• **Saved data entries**
┌──
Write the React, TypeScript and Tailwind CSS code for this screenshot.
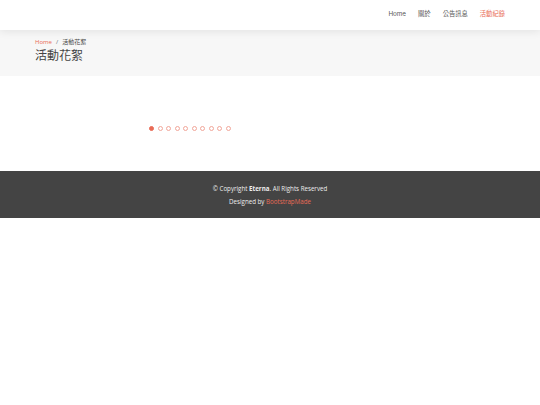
import React from "react";

const navItems = ["Home", "關於", "公告訊息", "活動紀錄"];

const App: React.FC = () => {
    return (
        <div className="w-[540px] min-h-[405px] bg-white font-['Open_Sans','Noto_Sans_CJK_TC',sans-serif] text-[#444]">
            {/* Header */}
            <header className="relative z-10 h-[30px] bg-white shadow-[0_2px_8px_rgba(0,0,0,0.08)] flex items-center justify-end pr-[35px]">
                <nav className="flex items-center gap-[12px] text-[6.3px] font-['Inter','Noto_Sans_CJK_TC',sans-serif]">
                    {navItems.map((item, i) => (
                        <span
                            key={item}
                            className={i === navItems.length - 1 ? "text-[#e96b56]" : "text-[#555]"}
                        >
                            {item}
                        </span>
                    ))}
                </nav>
            </header>

            {/* Breadcrumbs */}
            <section className="h-[46px] bg-[#f7f7f7] px-[35px] pt-[8px]">
                <div className="flex items-center gap-[4px] text-[6px] leading-[9px]">
                    <span className="text-[#e96b56]">Home</span>
                    <span className="text-[#6c757d]">/</span>
                    <span className="text-[#444]">活動花絮</span>
                </div>
                <h2 className="mt-[1px] text-[12px] leading-[16px] text-[#444]">活動花絮</h2>
            </section>

            {/* Gallery pagination */}
            <section className="h-[95px] flex items-center pl-[149px] pt-[9px]">
                <div className="flex items-center gap-[3.5px]">
                    {Array.from({ length: 10 }).map((_, i) => (
                        <span
                            key={i}
                            className={
                                i === 0
                                    ? "w-[5px] h-[5px] rounded-full bg-[#e96b56] border border-[#e96b56]"
                                    : "w-[5px] h-[5px] rounded-full bg-white border border-[#e96b56] opacity-60"
                            }
                        />
                    ))}
                </div>
            </section>

            {/* Footer */}
            <footer className="h-[47px] bg-[#444444] flex flex-col items-center justify-center gap-[4px] text-[6.2px] leading-[9px] text-[#eee]">
                <div>
                    © Copyright <strong className="font-bold">Eterna</strong>. All Rights Reserved
                </div>
                <div>
                    Designed by <span className="text-[#e96b56]">BootstrapMade</span>
                </div>
            </footer>
        </div>
    );
};

export default App;
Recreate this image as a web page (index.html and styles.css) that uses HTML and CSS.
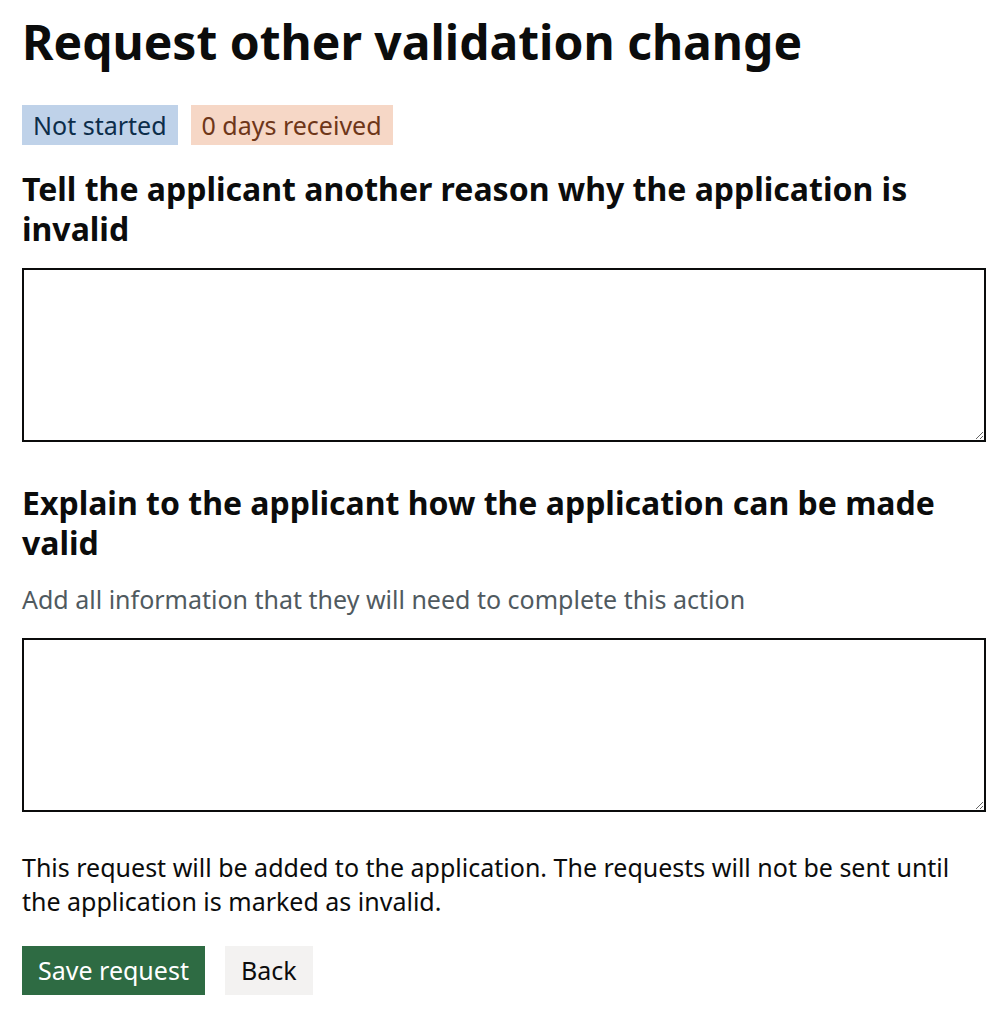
└──
• **Stated exercise**
Write the entries above out in full, exactly, with no images.

• **Task response**
Write the React, TypeScript and Tailwind CSS code for this screenshot.
import React from "react";

const navItems = ["Home", "關於", "公告訊息", "活動紀錄"];

const App: React.FC = () => {
    return (
        <div className="w-[540px] min-h-[405px] bg-white font-['Open_Sans','Noto_Sans_CJK_TC',sans-serif] text-[#444]">
            {/* Header */}
            <header className="relative z-10 h-[30px] bg-white shadow-[0_2px_8px_rgba(0,0,0,0.08)] flex items-center justify-end pr-[35px]">
                <nav className="flex items-center gap-[12px] text-[6.3px] font-['Inter','Noto_Sans_CJK_TC',sans-serif]">
                    {navItems.map((item, i) => (
                        <span
                            key={item}
                            className={i === navItems.length - 1 ? "text-[#e96b56]" : "text-[#555]"}
                        >
                            {item}
                        </span>
                    ))}
                </nav>
            </header>

            {/* Breadcrumbs */}
            <section className="h-[46px] bg-[#f7f7f7] px-[35px] pt-[8px]">
                <div className="flex items-center gap-[4px] text-[6px] leading-[9px]">
                    <span className="text-[#e96b56]">Home</span>
                    <span className="text-[#6c757d]">/</span>
                    <span className="text-[#444]">活動花絮</span>
                </div>
                <h2 className="mt-[1px] text-[12px] leading-[16px] text-[#444]">活動花絮</h2>
            </section>

            {/* Gallery pagination */}
            <section className="h-[95px] flex items-center pl-[149px] pt-[9px]">
                <div className="flex items-center gap-[3.5px]">
                    {Array.from({ length: 10 }).map((_, i) => (
                        <span
                            key={i}
                            className={
                                i === 0
                                    ? "w-[5px] h-[5px] rounded-full bg-[#e96b56] border border-[#e96b56]"
                                    : "w-[5px] h-[5px] rounded-full bg-white border border-[#e96b56] opacity-60"
                            }
                        />
                    ))}
                </div>
            </section>

            {/* Footer */}
            <footer className="h-[47px] bg-[#444444] flex flex-col items-center justify-center gap-[4px] text-[6.2px] leading-[9px] text-[#eee]">
                <div>
                    © Copyright <strong className="font-bold">Eterna</strong>. All Rights Reserved
                </div>
                <div>
                    Designed by <span className="text-[#e96b56]">BootstrapMade</span>
                </div>
            </footer>
        </div>
    );
};

export default App;
Recreate this image as a web page (index.html and styles.css) that uses HTML and CSS.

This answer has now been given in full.